Since beauty is a thing that touches the soul directly, and is grasped by the reason only indirectly, awkwardly, or not at all — for what is sublime is inexpressible — it is the most vulnerable to the attack, and the first to go.

That beauty is in the eye of the beholder is so commonplace an idea that we have a simple slogan to say so.

It is, however, a false idea, for if it were true there could be no such thing as every man as he ages will experience, namely, a growth or evolution in his tastes and in his ability to appreciate beauty in nature or in art.

There would be no such thing as primitive or developed standards of art in history, no such thing as perspective in drawing, proportion in architecture, polyphony in music.

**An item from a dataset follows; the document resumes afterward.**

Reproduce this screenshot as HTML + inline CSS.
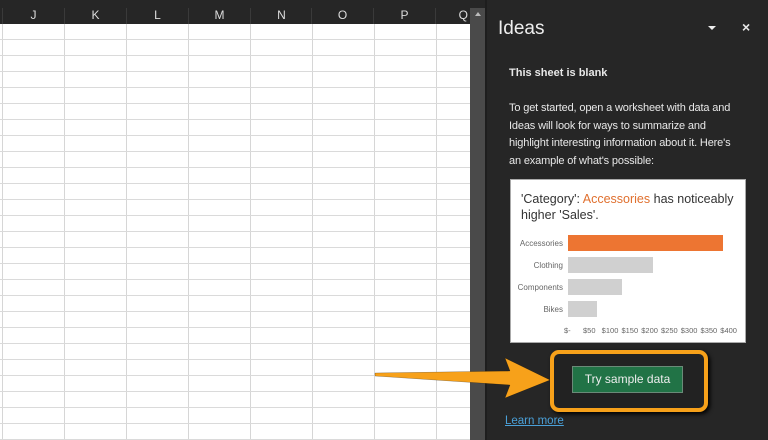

Subjectivism requires that all these developments, a change for the better, lower to higher on a ladder, be merely changes, right to left on a flat plane. The Venus de Milo, by this logic, is not better nor worse than  Venus of Willendorf.

As for an argument about that, pictures are more persuasive than words:

Now, I have nothing personal against the Venus of Willendorf, but if nothing else, the craftsmanship is inferior to that of the Venus de Milo.

Of course, the image is also less beautiful, and an honest eye would see that, even if one’s personal preferences and disposition inclined one to prefer the more primitive, is it, in fact, more primitive. It does not convey the sublime beauty of the female form as well.

The distinction must be made between the beauty in the object of art or nature and the subjective reaction or taste which may or may not be able or willing or in the mood to appreciate that beauty at any given time.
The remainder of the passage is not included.